While Netflix and Hulu’s decision doesn’t surprise me, some see it as an over-correction of anything that even possibly resembles blackface. (There’s already a Change.org petition for Netflix to re-add the episode.) And I confess, my initial reaction was along those same lines. Like many others, I think that “Advanced Dungeons & Dragons” is a great Community episode that highlights the series’ ability to use absurdity and meta-humor to tell stories that actually have depth. But more importantly, and at the risk of being pedantic as nerds are often wont to do, Chang’s face paint is technically not blackface: he’s not portraying a black person but rather, a member of a fictional race.
However, that’s muddied a bit by several factors:
- At least one of the episode’s black characters (Shirley) is shown to be uncomfortable with Chang’s costume. For Shirley, Chang’s costume is too close to blackface for her own comfort, though she doesn’t seem to mind so much after Chang’s explanation. (In fact, when Brutalitops later suffers a critical hit and gets decapitated, she expresses dismay at his death and Chang’s departure.)
- Later in the episode, Chang’s character is actually called “Blackface” rather than Brutalitops by Pierce Hawthorne, a character who frequently says racist things. (His racism is usually chalked up to his age, cluelessness, and upbringing, and is always called out and rejected by other characters.)
- Ultimately, Chang’s costume is yet another example of his generally selfish and callous behavior to everyone. As other Community episodes reveal, Chang’s behavior is often driven by his own desperate desire to fit in and be part of a group, a desire that he expresses in some terrible and awkward ways.
All that being said, the “blackface” scene is actually not that important to the overall episode. It could be removed à la the aforementioned Office episode without impacting the episode’s broader themes about acceptance and healing; in the end, it’s really just another chance to include some Chang outrageousness. (And if you still want to see Brutalitops in action, there’s always YouTube.) Another option might be to reinstate the episode with a disclaimer, as HBO Max recently did with Gone With the Wind. However, that might open a can of worms considering some of Community’s other potentially problematic scenes and characters (e.g., its treatment of the sexually ambiguous, cross-dressing, and ultra-politically correct Dean Pelton).
Ours is a time when people are becoming more aware of the inequities and racial imbalances in society, including our pop culture and entertainment. This includes the marginalization of BIPOC creators and artists as well as exaggerated and unfair depictions of BIPOC characters and ethnicities. On the whole, this growing awareness is a very good thing.

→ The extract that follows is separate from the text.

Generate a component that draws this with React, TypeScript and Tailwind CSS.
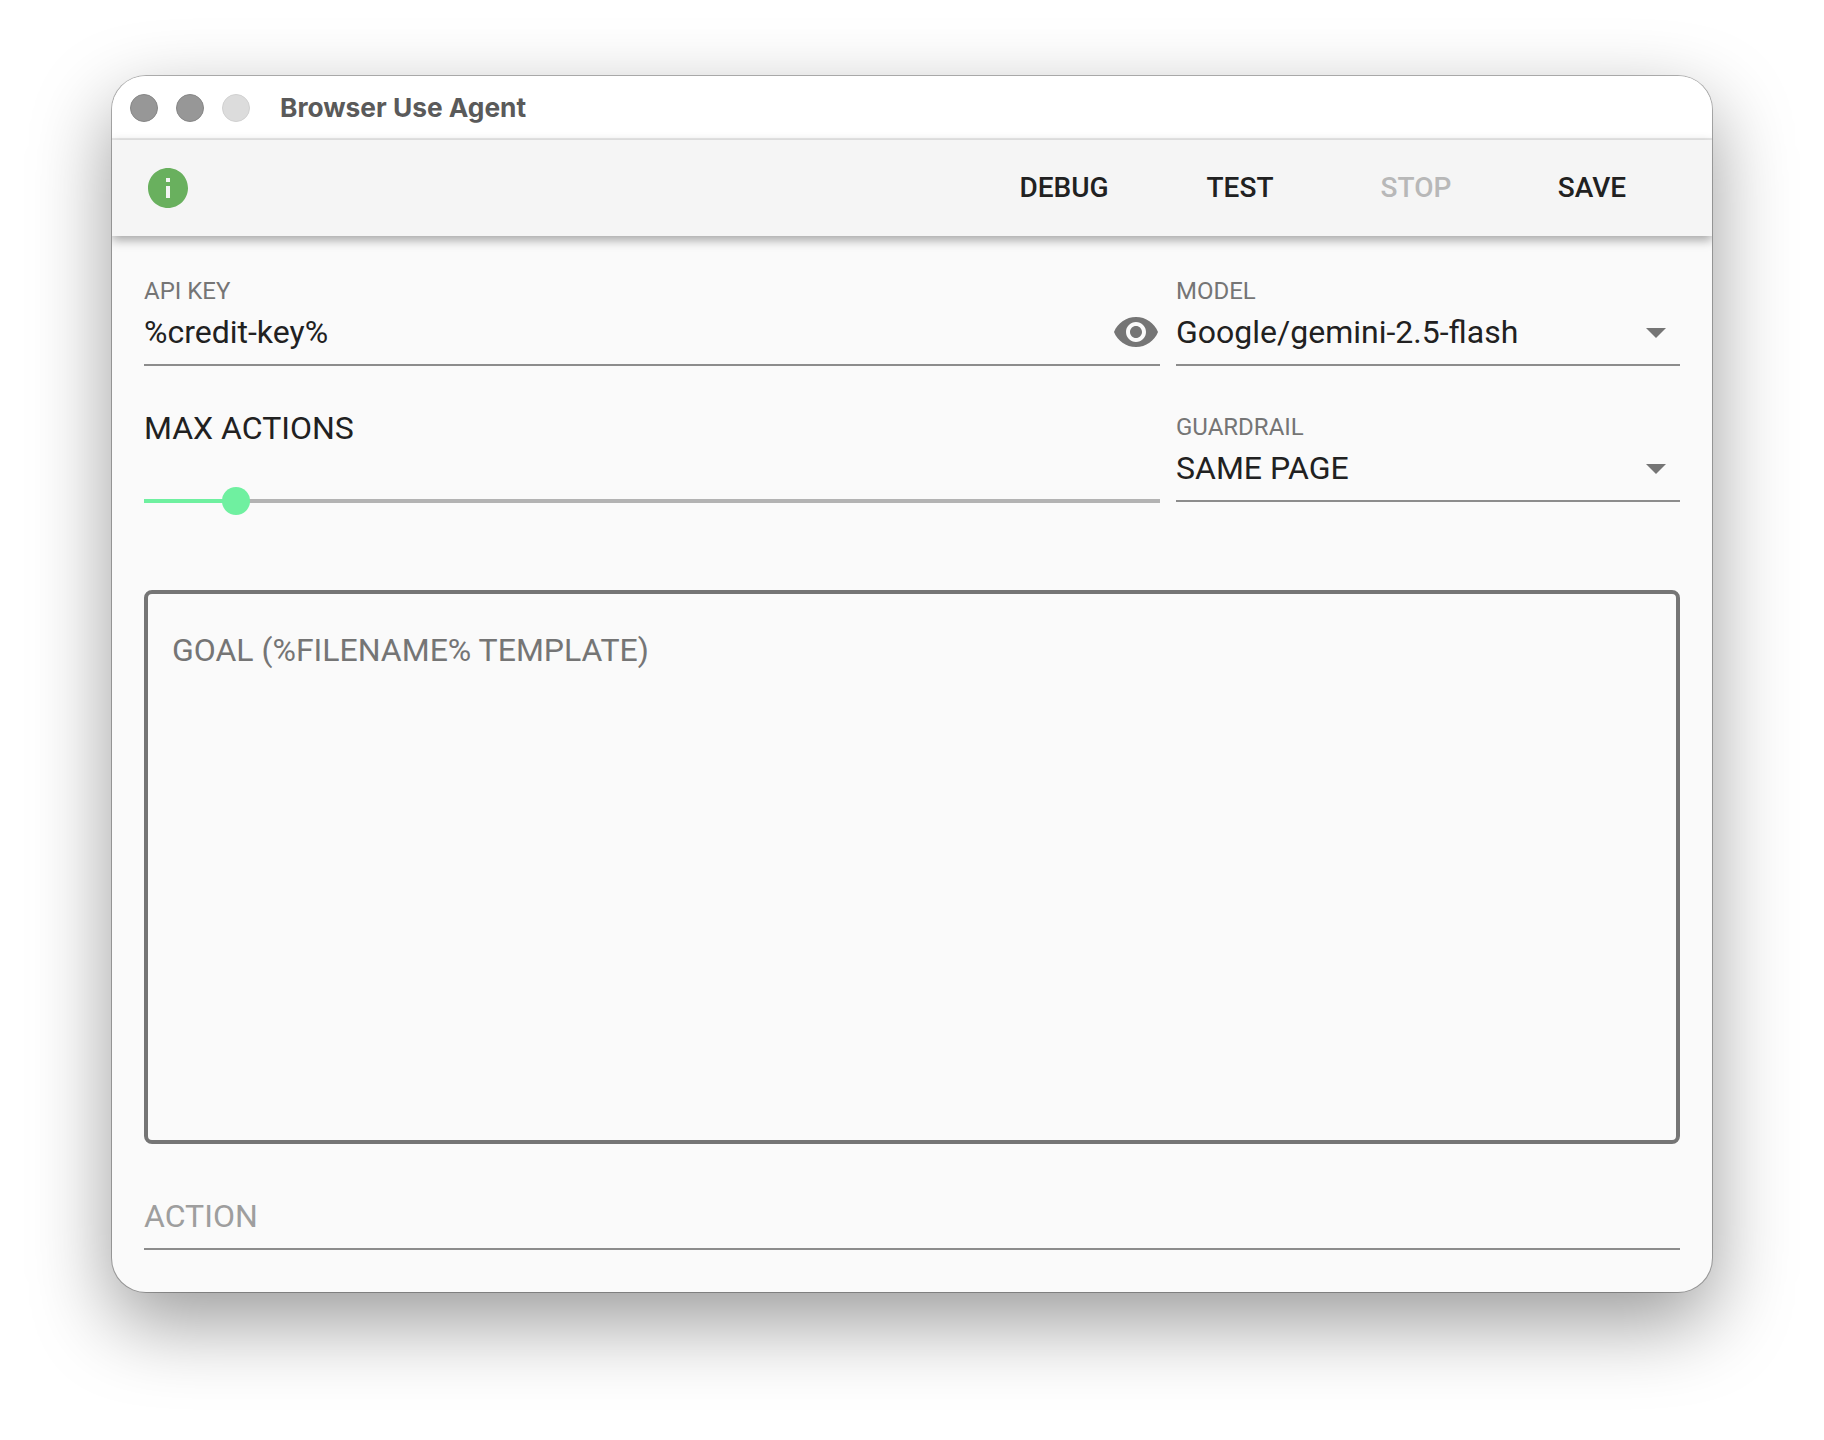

We should want to see BIPOC artists and creators be able to tell their stories, and we should want BIPOC characters and ethnicities to be depicted fairly and without relying on simple, reductive caricatures. To that end, calling out and canceling (to use the popular term) blackface is a good thing. But I doubt that 30 Rock, Scrubs, The Office, and now Community will be the only shows to receive similar examination and judgment. And the questions and debates — and controversies — surrounding BIPOC representation, and what’s acceptable in comedy and storytelling, won’t die down any time soon.
On a related note, I find it interesting that this is all happening while Dungeons & Dragons itself is reconsidering its treatment of drow and other “evil” races. In D&D, drow have dark gray or black skin, and with very few exceptions, they’re depicted as exceedingly cruel and arrogant. However, I don’t think there’s any evidence that Gary Gygax based the drow on stereotypes of black people when he introduced them into D&D back in 1977. Rather, they were inspired by European mythology (like so much of D&D) and Gygax simply used the color black to connote their evilness and otherworldliness. (Of course, using the color black to connote evil has been a common practice throughout history, albeit one not without problematic aspects. But that’s a topic for a whole ‘nother blog post.)